AI writing tools are useful, but they are not magic. They work best when you give them a clear job and review the output carefully. Used well, they can help with drafts, summaries, structure, tone, and editing. Used carelessly, they can create vague text, wrong details, or a message that does not sound like you.

The most practical use is turning rough notes into a first draft. Many people know what they want to say but get stuck at the blank page. AI can turn bullets into a message, outline, proposal, support reply, or short article. This does not mean the first draft is final. It gives you something to shape. You can then cut weak lines, add missing context, and make the message more direct.

AI writing tools are also strong at rewriting for clarity. If a paragraph is too long, ask for a shorter version. If a message sounds too sharp, ask for a calmer version. If a document is too casual, ask for a more professional version. The key is to name the audience and the purpose. A message for a customer, a partner, and an internal team may need different wording.
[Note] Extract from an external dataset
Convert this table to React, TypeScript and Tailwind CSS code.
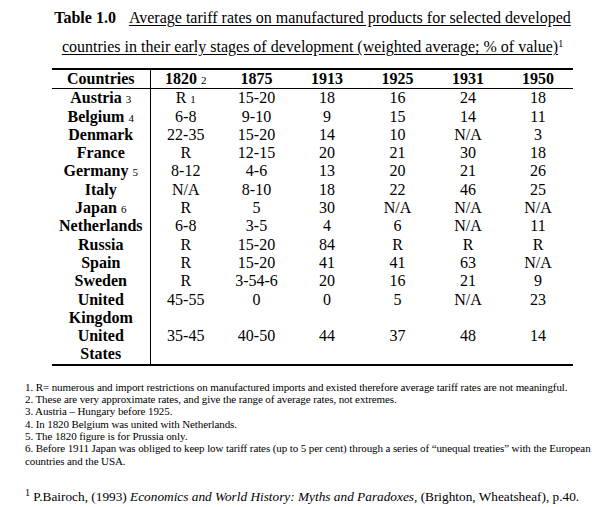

Summaries are another useful area. A writing assistant can condense meeting notes, long emails, customer feedback, or research notes into clear sections. Ask for action points, decisions, risks, and open questions. This makes summaries easier to use. A plain paragraph may look tidy but still hide what people need to do next.

AI can help you edit, but it should not remove your judgment. Ask it to find unclear sentences, repeated ideas, missing transitions, or claims that need evidence. You can also ask for a list of questions a reader might have. This turns the tool into a review partner instead of a text generator. The final decision should still come from the person responsible for the content.

There are limits. AI tools may invent examples, sources, or details. They may also create confident claims without enough support. If the writing includes numbers, product details, policies, technical steps, or anything that affects another person, check it manually. The more important the content, the more careful the review should be.

Responsible use also means protecting private information. Do not paste confidential messages, customer records, contracts, or private notes into tools unless you understand how the tool handles data. For many everyday tasks, you can remove names and sensitive details before asking for help.

The best workflow is simple. Start with your own notes. Ask for a draft or structure. Review the result. Add real context. Shorten unnecessary language. Check facts. Then read it once as the intended audience. If the message is clear, useful, and accurate, the tool has done its job.

AI writing tools are good for momentum. They help you get started, organize ideas, and improve clarity. They are less good at knowing what is true, what matters most, or what your audience needs in a specific situation. Keep the human part in charge and the tool becomes much more useful.

Practical checklist

  • Use AI to draft, shorten, restructure, and review.
  • Give context about audience, purpose, and tone.
  • Check facts, claims, numbers, and names.
  • Remove sensitive details before using external tools.
  • Keep the final voice clear and human.